What is asked: Spot each line in the records below where the word "screenshot" occurs, then copy it.

* Start The data *

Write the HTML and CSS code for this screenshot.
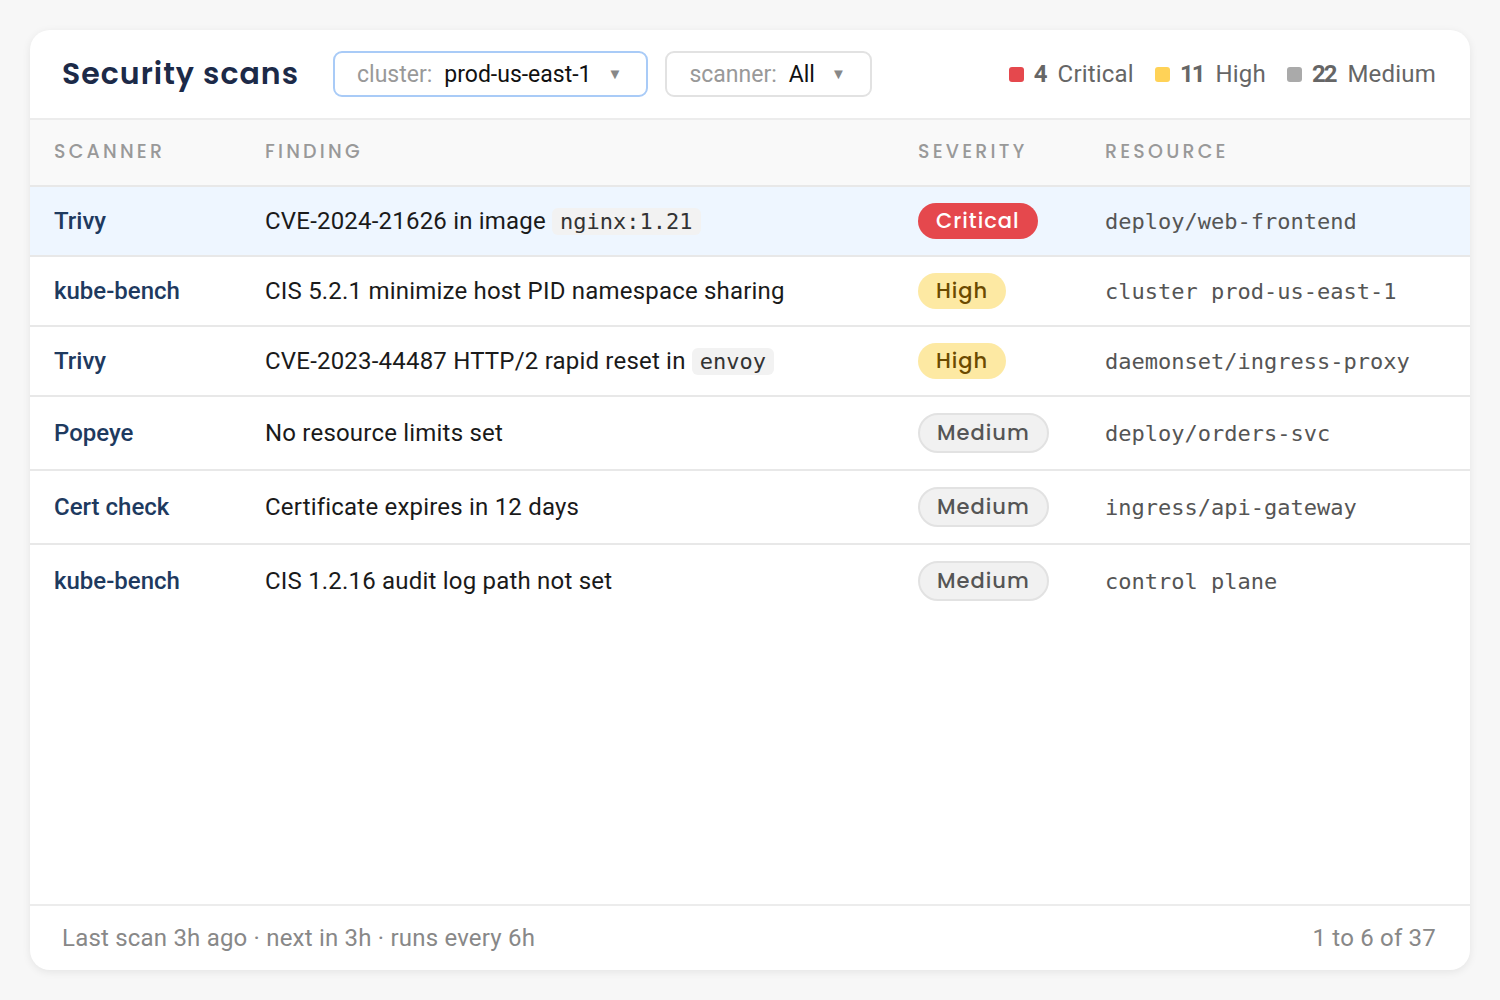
FILE: index.html
```html
<!DOCTYPE html>
<html lang="en">
<head>
    <meta charset="UTF-8">
    <title>Security scans</title>
    <link rel="stylesheet" href="styles.css">
</head>
<body>
    <div class="card">
        <div class="card-header">
            <h1>Security scans</h1>
            <div class="select active">
                <span class="select-label">cluster:</span>
                <span class="select-value">prod-us-east-1</span>
                <span class="caret">▼</span>
            </div>
            <div class="select">
                <span class="select-label">scanner:</span>
                <span class="select-value">All</span>
                <span class="caret">▼</span>
            </div>
            <div class="legend">
                <span class="legend-item"><i class="dot dot-critical"></i><b>4</b> Critical</span>
                <span class="legend-item"><i class="dot dot-high"></i><b>11</b> High</span>
                <span class="legend-item"><i class="dot dot-medium"></i><b>22</b> Medium</span>
            </div>
        </div>

        <div class="card-body">
            <table class="scans">
                <colgroup>
                    <col class="c-scanner">
                    <col class="c-finding">
                    <col class="c-severity">
                    <col>
                </colgroup>
                <thead>
                    <tr>
                        <th>Scanner</th>
                        <th>Finding</th>
                        <th>Severity</th>
                        <th>Resource</th>
                    </tr>
                </thead>
                <tbody>
                    <tr class="selected">
                        <td class="scanner">Trivy</td>
                        <td>CVE-2024-21626 in image <code>nginx:1.21</code></td>
                        <td><span class="badge critical">Critical</span></td>
                        <td class="resource">deploy/web-frontend</td>
                    </tr>
                    <tr>
                        <td class="scanner">kube-bench</td>
                        <td>CIS 5.2.1 minimize host PID namespace sharing</td>
                        <td><span class="badge high">High</span></td>
                        <td class="resource">cluster prod-us-east-1</td>
                    </tr>
                    <tr>
                        <td class="scanner">Trivy</td>
                        <td>CVE-2023-44487 HTTP/2 rapid reset in <code>envoy</code></td>
                        <td><span class="badge high">High</span></td>
                        <td class="resource">daemonset/ingress-proxy</td>
                    </tr>
                    <tr>
                        <td class="scanner">Popeye</td>
                        <td>No resource limits set</td>
                        <td><span class="badge medium">Medium</span></td>
                        <td class="resource">deploy/orders-svc</td>
                    </tr>
                    <tr>
                        <td class="scanner">Cert check</td>
                        <td>Certificate expires in 12 days</td>
                        <td><span class="badge medium">Medium</span></td>
                        <td class="resource">ingress/api-gateway</td>
                    </tr>
                    <tr>
                        <td class="scanner">kube-bench</td>
                        <td>CIS 1.2.16 audit log path not set</td>
                        <td><span class="badge medium">Medium</span></td>
                        <td class="resource">control plane</td>
                    </tr>
                </tbody>
            </table>
        </div>

        <div class="card-footer">
            <span>Last scan 3h ago · next in 3h · runs every 6h</span>
            <span>1 to 6 of 37</span>
        </div>
    </div>
</body>
</html>
```

FILE: styles.css
```css
body {
    margin: 0;
    padding: 30px;
    background: #f7f7f7;
    font-family: Roboto, "Liberation Sans", sans-serif;
    letter-spacing: 0.2px;
    color: #1a1a1a;
    height: 1000px;
    box-sizing: border-box;
}
.card {
    height: 940px;
    background: #ffffff;
    border-radius: 20px;
    box-shadow: 0 2px 8px rgba(0, 0, 0, 0.08);
    display: flex;
    flex-direction: column;
    overflow: hidden;
}
.card-header {
    height: 88px;
    display: flex;
    align-items: center;
    padding: 0 34px 0 32px;
    border-bottom: 2px solid #ececec;
    flex-shrink: 0;
}
h1 {
    margin: 0 34px 0 0;
    font-family: Poppins, "Open Sans", sans-serif;
    font-size: 30px;
    font-weight: 600;
    letter-spacing: 1px;
    color: #1c2a48;
}
.select {
    height: 42px;
    display: flex;
    align-items: center;
    padding: 0 24px 0 22px;
    border: 2px solid #e2e2e2;
    border-radius: 9px;
    font-size: 23px;
    letter-spacing: 0;
    margin-right: 17px;
}
.select.active {
    border-color: #a9cbf7;
}
.select-label {
    color: #999999;
    margin-right: 12px;
}
.select-value {
    color: #111111;
}
.caret {
    color: #888888;
    font-size: 15px;
    margin-left: 16px;
}
.legend {
    margin-left: auto;
    display: flex;
    gap: 21px;
    font-size: 24px;
    color: #666666;
}
.legend-item {
    display: flex;
    align-items: center;
}
.legend-item b {
    margin-right: 12px;
    letter-spacing: -2px;
}
.dot {
    width: 15px;
    height: 15px;
    border-radius: 3px;
    margin-right: 10px;
}
.dot-critical { background: #e5484d; }
.dot-high { background: #ffd257; }
.dot-medium { background: #aaaaaa; }

.card-body {
    flex: 1;
}
.scans {
    width: 100%;
    border-collapse: collapse;
    table-layout: fixed;
}
.c-scanner { width: 235px; }
.c-finding { width: 653px; }
.c-severity { width: 187px; }
.scans th {
    height: 66px;
    padding: 0 0 2px;
    box-sizing: border-box;
    text-align: left;
    background: #f9f9f9;
    border-bottom: 2px solid #e8e8e8;
    font-family: Poppins, "Open Sans", sans-serif;
    font-size: 19px;
    font-weight: 500;
    letter-spacing: 3.2px;
    text-transform: uppercase;
    color: #999999;
}
.scans th:first-child, .scans td:first-child {
    padding-left: 24px;
}
.scans td {
    padding: 16px 0;
    font-size: 24px;
    border-bottom: 2px solid #e8e8e8;
    white-space: nowrap;
}
.scans tr:last-child td {
    border-bottom: none;
}
.scans tr.selected td {
    background: #eef6ff;
}
.scans td.scanner {
    font-weight: 500;
    letter-spacing: 0;
    color: #1e3a5f;
}
code {
    font-family: "DejaVu Sans Mono", monospace;
    font-size: 22px;
    letter-spacing: 0;
    background: #f2f2f2;
    color: #333333;
    border-radius: 6px;
    padding: 1px 8px;
}
.scans td.resource {
    font-family: "DejaVu Sans Mono", monospace;
    font-size: 22px;
    letter-spacing: 0;
    color: #555555;
}
.badge {
    display: inline-block;
    height: 36px;
    line-height: 36px;
    padding: 0 18px;
    border-radius: 18px;
    font-family: Poppins, "Open Sans", sans-serif;
    font-size: 21px;
    font-weight: 500;
    letter-spacing: 1px;
    box-sizing: border-box;
    vertical-align: middle;
}
.badge.critical {
    background: #e5484d;
    color: #ffffff;
}
.badge.high {
    background: #fde9a3;
    color: #6b4a00;
}
.badge.medium {
    height: 40px;
    line-height: 36px;
    padding: 0 17px;
    border-radius: 20px;
    background: #f1f1f1;
    border: 2px solid #e2e2e2;
    color: #555555;
}
.card-footer {
    height: 64px;
    flex-shrink: 0;
    display: flex;
    align-items: center;
    justify-content: space-between;
    padding: 0 34px 0 32px;
    border-top: 2px solid #ececec;
    font-size: 24px;
    color: #888888;
}
```
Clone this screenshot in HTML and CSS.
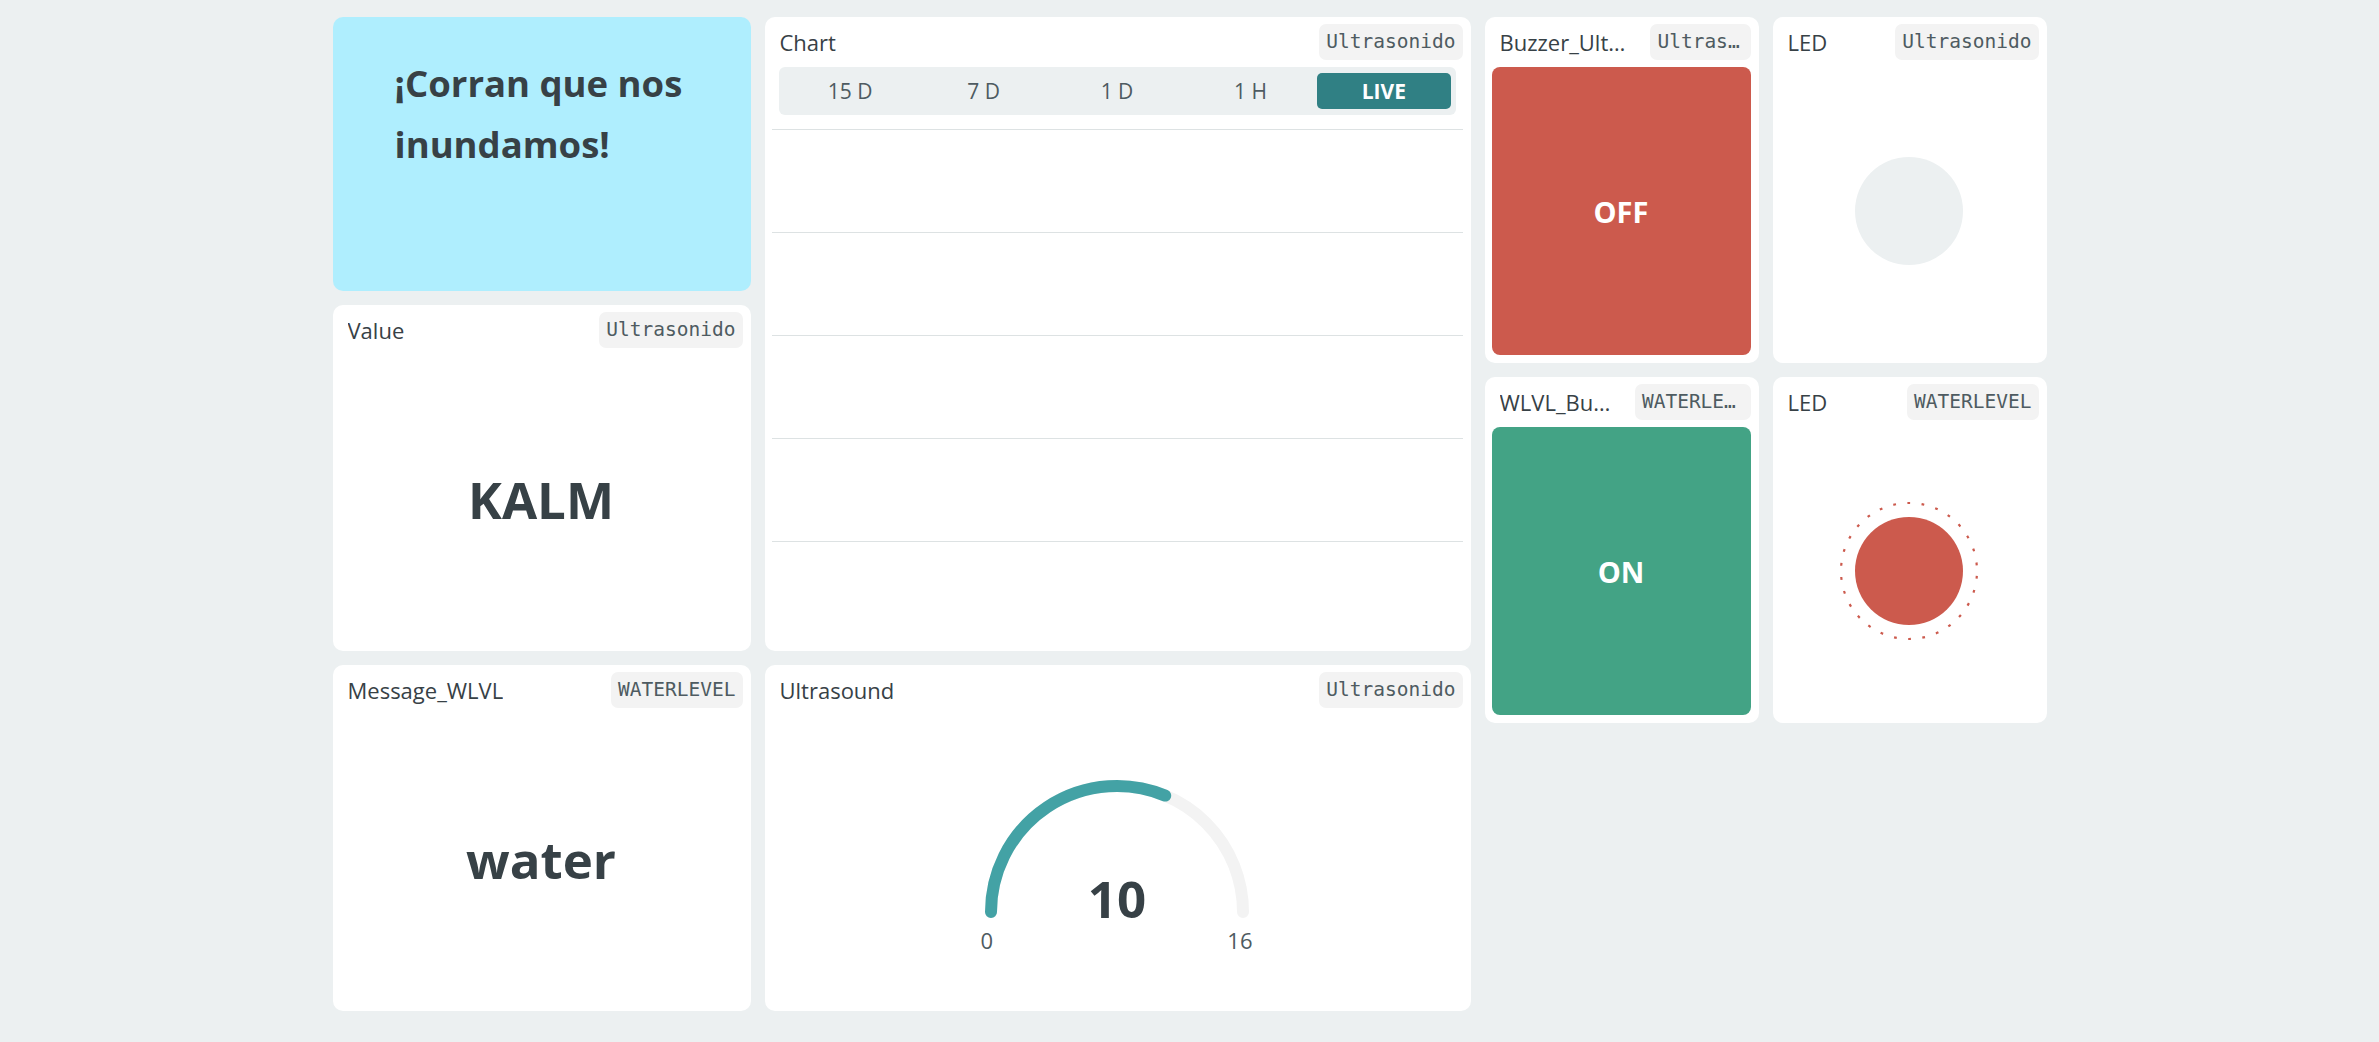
FILE: index.html
```html
<!DOCTYPE html>
<html lang="es">
<head>
<meta charset="utf-8">
<title>Dashboard</title>
<link rel="stylesheet" href="styles.css">
</head>
<body>
<main class="board">
  <section class="note w-note">
    <p>¡Corran que nos inundamos!</p>
  </section>

  <section class="card w-value">
    <header class="card-head"><span class="card-title">Value</span><span class="tag">Ultrasonido</span></header>
    <div class="card-body"><span class="big-value">KALM</span></div>
  </section>

  <section class="card w-message">
    <header class="card-head"><span class="card-title">Message_WLVL</span><span class="tag">WATERLEVEL</span></header>
    <div class="card-body"><span class="big-value">water</span></div>
  </section>

  <section class="card w-chart">
    <header class="card-head"><span class="card-title">Chart</span><span class="tag">Ultrasonido</span></header>
    <div class="chart-body">
      <div class="ranges">
        <span class="range">15 D</span>
        <span class="range">7 D</span>
        <span class="range">1 D</span>
        <span class="range">1 H</span>
        <span class="range active">LIVE</span>
      </div>
      <div class="plot">
        <div class="gridline"></div>
        <div class="gridline"></div>
        <div class="gridline"></div>
        <div class="gridline"></div>
        <div class="gridline"></div>
      </div>
    </div>
  </section>

  <section class="card w-gauge">
    <header class="card-head"><span class="card-title">Ultrasound</span><span class="tag">Ultrasonido</span></header>
    <div class="card-body">
      <svg class="gauge" width="280" height="182" viewBox="0 0 280 182">
        <path d="M 14 138 A 126 126 0 0 1 266 138" fill="none" stroke="#f3f3f3" stroke-width="12" stroke-linecap="round"/>
        <path d="M 14 138 A 126 126 0 0 1 188.2 21.6" fill="none" stroke="#43a2a5" stroke-width="12" stroke-linecap="round"/>
        <text class="gauge-value" x="140" y="143.7" text-anchor="middle">10</text>
        <text class="gauge-label" x="3.5" y="174.7" text-anchor="start">0</text>
        <text class="gauge-label" x="275.5" y="174.7" text-anchor="end">16</text>
      </svg>
    </div>
  </section>

  <section class="card w-buzzer">
    <header class="card-head"><span class="card-title">Buzzer_Ultrasonido</span><span class="tag">Ultrasonido</span></header>
    <div class="card-body"><div class="switch off">OFF</div></div>
  </section>

  <section class="card w-led1">
    <header class="card-head"><span class="card-title">LED</span><span class="tag">Ultrasonido</span></header>
    <div class="card-body"><div class="led"></div></div>
  </section>

  <section class="card w-wlvl">
    <header class="card-head"><span class="card-title">WLVL_Buzzer</span><span class="tag">WATERLEVEL</span></header>
    <div class="card-body"><div class="switch on">ON</div></div>
  </section>

  <section class="card w-led2">
    <header class="card-head"><span class="card-title">LED</span><span class="tag">WATERLEVEL</span></header>
    <div class="card-body">
      <svg class="led-on" width="140" height="140" viewBox="0 0 140 140">
        <circle cx="70" cy="70" r="68" fill="none" stroke="#cc5a4d" stroke-width="2.2" stroke-dasharray="2.8 11.44" stroke-dashoffset="-5"/>
        <circle cx="70" cy="70" r="54" fill="#cc5a4d"/>
      </svg>
    </div>
  </section>
</main>
</body>
</html>
```

FILE: styles.css
```css
* { box-sizing: border-box; }

html, body {
  margin: 0;
  background: #ecf0f1;
  font-family: "Open Sans", "Noto Sans", sans-serif;
  color: #374146;
}

.board {
  display: grid;
  grid-template-columns: repeat(12, 130px);
  grid-auto-rows: 58px;
  gap: 14px;
  width: 1714px;
  margin: 0 auto;
  padding: 17px 0;
}

.w-note    { grid-column: 1 / span 3; grid-row: 1 / span 4; }
.w-value   { grid-column: 1 / span 3; grid-row: 5 / span 5; }
.w-message { grid-column: 1 / span 3; grid-row: 10 / span 5; }
.w-chart   { grid-column: 4 / span 5; grid-row: 1 / span 9; }
.w-gauge   { grid-column: 4 / span 5; grid-row: 10 / span 5; }
.w-buzzer  { grid-column: 9 / span 2; grid-row: 1 / span 5; }
.w-led1    { grid-column: 11 / span 2; grid-row: 1 / span 5; }
.w-wlvl    { grid-column: 9 / span 2; grid-row: 6 / span 5; }
.w-led2    { grid-column: 11 / span 2; grid-row: 6 / span 5; }

.note {
  background: #afeefe;
  border-radius: 10px;
  padding: 36px 60px 36px 62px;
}
.note p {
  margin: 0;
  font-size: 36.5px;
  line-height: 61px;
  font-weight: 700;
  color: #374146;
}

.card {
  display: flex;
  flex-direction: column;
  background: #fff;
  border-radius: 10px;
  min-width: 0;
  overflow: hidden;
}

.card-head {
  display: flex;
  align-items: center;
  justify-content: space-between;
  gap: 18px;
  height: 43px;
  padding: 7px 8px 0 15px;
  flex: none;
}

.card-title {
  font-size: 22px;
  font-weight: 500;
  line-height: 30px;
  color: #374146;
  white-space: nowrap;
  overflow: hidden;
  text-overflow: ellipsis;
  min-width: 0;
  flex: 0 1 auto;
}

.tag {
  font-family: "DejaVu Sans Mono", "Liberation Mono", monospace;
  font-size: 19.5px;
  height: 36px;
  line-height: 36px;
  padding: 0 7px;
  background: #f3f3f3;
  color: #4e5b61;
  border-radius: 7px;
  white-space: nowrap;
  overflow: hidden;
  text-overflow: ellipsis;
  min-width: 0;
  flex: 0 1 auto;
}

.card-body {
  flex: 1;
  min-height: 0;
  display: flex;
  align-items: center;
  justify-content: center;
  padding: 7px 8px 8px 7px;
}

.big-value {
  font-size: 51px;
  font-weight: 700;
  color: #374146;
}

.switch {
  align-self: stretch;
  flex: 1;
  display: flex;
  align-items: center;
  justify-content: center;
  border-radius: 8px;
  color: #fff;
  font-size: 29px;
  font-weight: 700;
}
.switch.off { background: #cc5a4d; }
.switch.on  { background: #43a385; }

.led {
  width: 108px;
  height: 108px;
  border-radius: 50%;
  background: #ecf0f1;
}

.chart-body {
  flex: 1;
  display: flex;
  flex-direction: column;
  padding-top: 7px;
}

.ranges {
  display: flex;
  height: 48px;
  margin: 0 15px 0 14px;
  padding: 6px 5px;
  background: #ecf0f1;
  border-radius: 6px;
}

.range {
  flex: 1;
  display: flex;
  align-items: center;
  justify-content: center;
  font-size: 21px;
  color: #4e5b61;
  border-radius: 5px;
}
.range.active {
  background: #308084;
  color: #fff;
  font-weight: 700;
}

.plot {
  margin: 14px 8px 0 7px;
}
.gridline {
  height: 103px;
  border-top: 1px solid #dde2e3;
}

.gauge { margin-top: 11px; }
.gauge-value {
  font-family: "Open Sans", sans-serif;
  font-size: 51px;
  font-weight: 700;
  fill: #374146;
}
.gauge-label {
  font-family: "Open Sans", sans-serif;
  font-size: 22px;
  fill: #4e5b61;
}
```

* End The data *

Solution:
Write the HTML and CSS code for this screenshot.
Clone this screenshot in HTML and CSS.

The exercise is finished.